What accreditation means
The Winter 2002 edition of Consumers’ Health Forum of Australia Inc’s journal The Australian Health Consumer published a number of articles on accreditation. In the Editorial, Mr. Lou McCallum, the then chair of the Consumer’s Health Forum summarised consumer expectations in the following way:
For consumers, accreditation is basically an issue of trust. People who use health services want to have confidence that those services are safe and will provide consistent high quality care. People understand that there are risks associated with using the health system, but they want those risks minimised.1
Health services that participate in accreditation, the policy makers, those that fund health services and accreditation agencies alike support these consumer expectations but define accreditation in more technical terms.
In November 2006, the Australian Commission on Safety and Quality in Health Care circulated a discussion paper on standards and accreditation. The paper acknowledged that ‘further work will be needed to reach agreement on definitions for accreditation and related concepts and to communicate this to stakeholders’.

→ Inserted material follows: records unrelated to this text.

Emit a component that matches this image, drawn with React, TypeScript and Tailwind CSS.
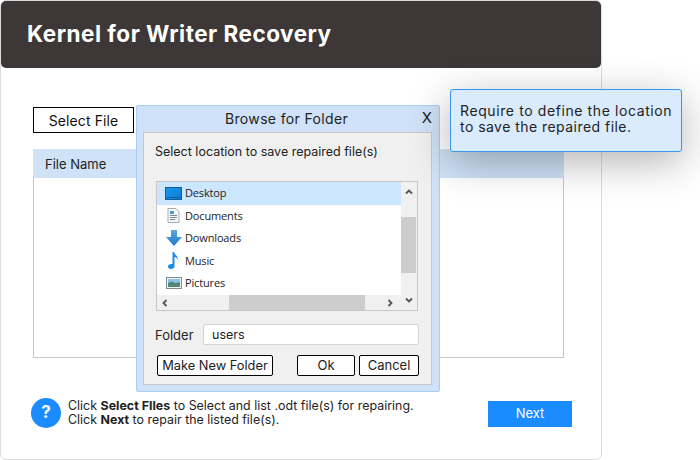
const font = { fontFamily: '"Inter", "Open Sans", sans-serif' };

function Row({ icon, label, active }: { icon: React.ReactNode; label: string; active?: boolean }) {
  return (
    <div className={`h-[22.5px] flex items-center pl-[7px] gap-[2px] ${active ? "bg-[#cde6ff]" : ""}`}>
      <span className="w-[19px] h-[18px] flex items-center justify-center shrink-0">{icon}</span>
      <span className="text-[11px] font-medium text-[#222] font-['Open_Sans',sans-serif] tracking-[-0.15px]">{label}</span>
    </div>
  );
}

const DesktopIcon = (
  <svg width="17" height="13" viewBox="0 0 17 13">
    <defs>
      <linearGradient id="dk" x1="0" y1="0" x2="1" y2="1">
        <stop offset="0" stopColor="#1b97ef" />
        <stop offset="1" stopColor="#0f78cf" />
      </linearGradient>
    </defs>
    <rect x="0.5" y="0.5" width="16" height="12" fill="url(#dk)" stroke="#0f5f9f" />
    <rect x="2" y="10" width="13" height="1" fill="#0c5c9c" />
  </svg>
);
const DocIcon = (
  <svg width="13" height="15" viewBox="0 0 13 15">
    <path d="M1 .5h8l3 3v11H1z" fill="#f4f6f8" stroke="#a3aeb8" />
    <rect x="3" y="3" width="4" height="3" fill="#4a9ad8" />
    <path d="M3 7.500h7M3 9.500h7M3 11.500h5" stroke="#7d8892" />
  </svg>
);
const DownIcon = (
  <svg width="16" height="16" viewBox="0 0 16 16">
    <defs>
      <linearGradient id="dn" x1="0" y1="0" x2="0" y2="1">
        <stop offset="0" stopColor="#5aa9e6" />
        <stop offset="1" stopColor="#1f78cc" />
      </linearGradient>
    </defs>
    <path d="M5 0h6v7h5l-8 9-8-9h5z" fill="url(#dn)" />
  </svg>
);
const MusicIcon = (
  <svg width="11" height="17" viewBox="0 0 11 17">
    <path d="M4.500 0h1.600c.3 3 4.400 3.600 3.600 8-.5-2-1.900-2.800-3.200-3v9c0 1.800-1.600 3-3.500 3C1.200 17 0 16 0 14.600c0-1.600 1.600-2.700 3.200-2.700.5 0 .9.100 1.300.2z" fill="#1b8be8" />
  </svg>
);
const PicIcon = (
  <svg width="16" height="12" viewBox="0 0 16 12">
    <rect x="0.500" y="0.500" width="15" height="11" fill="#eef2f5" stroke="#7f8b95" />
    <rect x="2" y="2" width="12" height="4" fill="#8cc3e8" />
    <path d="M2 6l4-1.500 3 1.500 5-1v5H2z" fill="#4f8a78" />
  </svg>
);

function Chevron({ d }: { d: "up" | "down" | "left" | "right" }) {
  const v = d === "up" || d === "down";
  const path = { up: "M1 6l4-4 4 4", down: "M1 2l4 4 4-4", left: "M6 1L2 5l4 4", right: "M2 1l4 4-4 4" }[d];
  return (
    <svg width={v ? 8 : 6} height={v ? 6 : 8} viewBox={v ? "0 0 10 8" : "0 0 8 10"}>
      <path d={path} fill="none" stroke="#555" strokeWidth="2.4" />
    </svg>
  );
}

export default function App() {
  return (
    <div className="w-[700px] h-[460px] bg-white relative overflow-hidden" style={font}>
      <div className="w-[602px] h-[460px] border border-[#dcdcdc] rounded-[6px] flex flex-col">
        <div className="h-[67px] bg-[#3d3837] rounded-[5px] flex items-center pl-[26px] shrink-0">
          <h1 className="text-[22.5px] font-bold text-white tracking-[0.5px] mb-[2px]">Kernel for Writer Recovery</h1>
        </div>
        <div className="pl-[32px] pt-[39px] flex flex-col items-start">
          <button className="w-[101px] h-[26px] border border-black bg-white text-[14px] text-[#111] tracking-[0.1px]">Select File</button>
          <div className="mt-[16px] w-[531px] h-[209px] border border-[#c4c8ce] border-t-0">
            <div className="h-[29px] bg-[#cfe2f7] flex items-center pl-[12px] text-[13px] text-[#222] ml-[-1px] mr-[-1px] pt-[2px]">File Name</div>
          </div>
          <div className="w-[541px] ml-[-2px] mt-[40px] flex items-center justify-between">
            <div className="flex items-center gap-[7px]">
              <div className="w-[30px] h-[30px] rounded-full bg-[#1a8cff] text-white font-bold text-[17px] flex items-center justify-center">?</div>
              <div className="text-[12.4px] leading-[14px] text-[#222] tracking-[0.02px]">
                <div>Click <b>Select FIles</b> to Select and list .odt file(s) for repairing.</div>
                <div className="tracking-[0.02px]">Click <b>Next</b> to repair the listed file(s).</div>
              </div>
            </div>
            <button className="w-[84px] h-[26px] bg-[#1a8cff] text-white text-[13px] mt-[2px]">Next</button>
          </div>
        </div>
      </div>

      {/* Browse dialog */}
      <div className="absolute left-[136px] top-[105px] w-[304px] h-[287px] bg-[#cfe2f7] border border-[#a9cdf0] rounded-[2px] flex flex-col">
        <div className="h-[26px] flex items-center relative shrink-0">
          <span className="w-full text-center text-[14px] text-[#222] pr-[3px] tracking-[0.35px] mb-[2px]">Browse for Folder</span>
          <span className="absolute right-[7px] top-[1px] text-[15px] text-[#222]">X</span>
        </div>
        <div className="mx-[6px] w-[289px] h-[253px] bg-[#f0f0f0] border border-[#c8c8c8] flex flex-col pl-[11px]">
          <p className="text-[12.5px] text-[#222] mt-[11px] leading-[16px]">Select location to save repaired file(s)</p>
          <div className="mt-[21px] ml-[1px] w-[262px] h-[130px] border border-[#c6c6c6] bg-white flex">
            <div className="flex-1 flex flex-col min-w-0">
              <div className="flex-1">
                <Row icon={DesktopIcon} label="Desktop" active />
                <Row icon={DocIcon} label="Documents" />
                <Row icon={DownIcon} label="Downloads" />
                <Row icon={MusicIcon} label="Music" />
                <Row icon={PicIcon} label="Pictures" />
              </div>
              <div className="h-[15px] bg-[#f0f0f0] flex items-center">
                <span className="w-[24px] pl-[5px] flex items-center"><Chevron d="left" /></span>
                <div className="w-[136px] h-full bg-[#cdcdcd] ml-[48px]" />
                <span className="ml-auto pr-[8px] flex items-center"><Chevron d="right" /></span>
              </div>
            </div>
            <div className="w-[16px] bg-[#f0f0f0] flex flex-col items-center justify-between py-[7px] relative">
              <Chevron d="up" />
              <Chevron d="down" />
              <div className="absolute left-0 top-[35px] w-[15px] h-[56px] bg-[#cdcdcd]" />
            </div>
          </div>
          <div className="flex items-center mt-[13px]">
            <span className="text-[13px] text-[#222] w-[48px] pt-[2px]">Folder</span>
            <div className="w-[216px] h-[21px] bg-white border border-[#d4d4d4] rounded-[2px] flex items-center pl-[8px] pt-[1px] text-[12.5px] text-[#222]">users</div>
          </div>
          <div className="flex mt-[9px] pl-[2px]">
            <button className="w-[116px] h-[21px] border border-black rounded-[2px] bg-white text-[12.8px] text-[#222]">Make New Folder</button>
            <button className="ml-[24px] w-[58px] h-[21px] border border-black rounded-[2px] bg-white text-[13px] text-[#222]">Ok</button>
            <button className="ml-[4px] w-[60px] h-[21px] border border-black rounded-[2px] bg-white text-[13px] text-[#222]">Cancel</button>
          </div>
        </div>
      </div>

      {/* Tooltip */}
      <div className="absolute left-[450px] top-[89px] w-[232px] h-[63px] bg-[#d9ebfd] border border-[#3a97ef] rounded-[3px] shadow-[0_10px_40px_rgba(0,0,0,0.3)] pl-[9px] pt-[13px] text-[14px] leading-[16px] text-[#222]">
        <div className="tracking-[0.6px]">Require to define the location</div>
        <div className="tracking-[0.46px]">to save the repaired file.</div>
      </div>
    </div>
  );
}
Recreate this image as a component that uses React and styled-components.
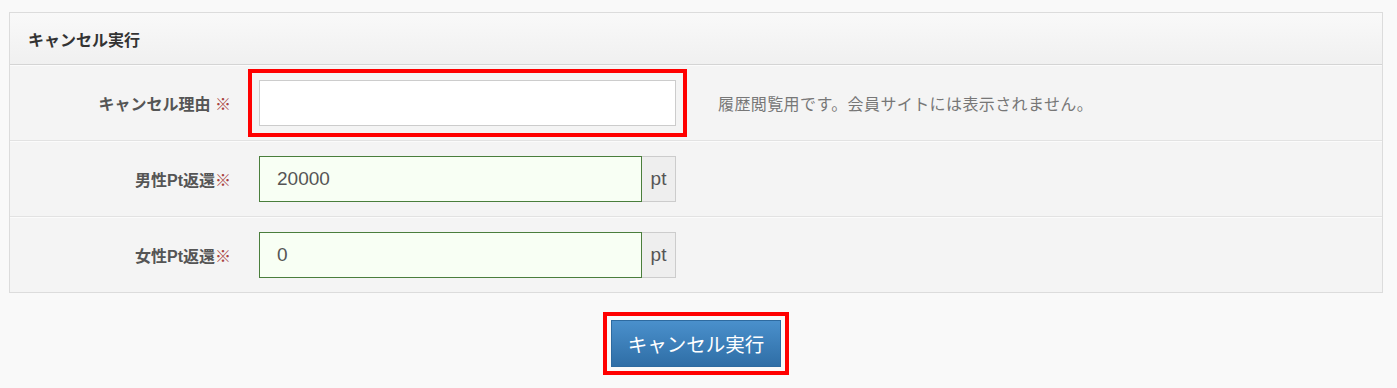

The paper defined the conditions for accreditation:
The two conditions for accreditation are an explicit definition of quality (ie standards) and an independent review process aimed at identifying the level of congruence between practices and quality standards.2
The International Society for Quality in Health Care (ISQua) lists a number of descriptors of accreditation.
Accreditation
• is public recognition of achievement by a healthcare organisation, of requirements of national healthcare standards
• is generally available to public and private sectors
• covers a range of healthcare environments from local community-based care through to tertiary level providers and healthcare systems
• may have specialized healthcare services as a particular focus
• is awarded based on achievement of quality standards and the independent external survey by peers of an organisation’s level of performance in relation to the standards.3
This report provides information to address the expectations of consumers for accreditation – ‘safe and consistent high quality care’.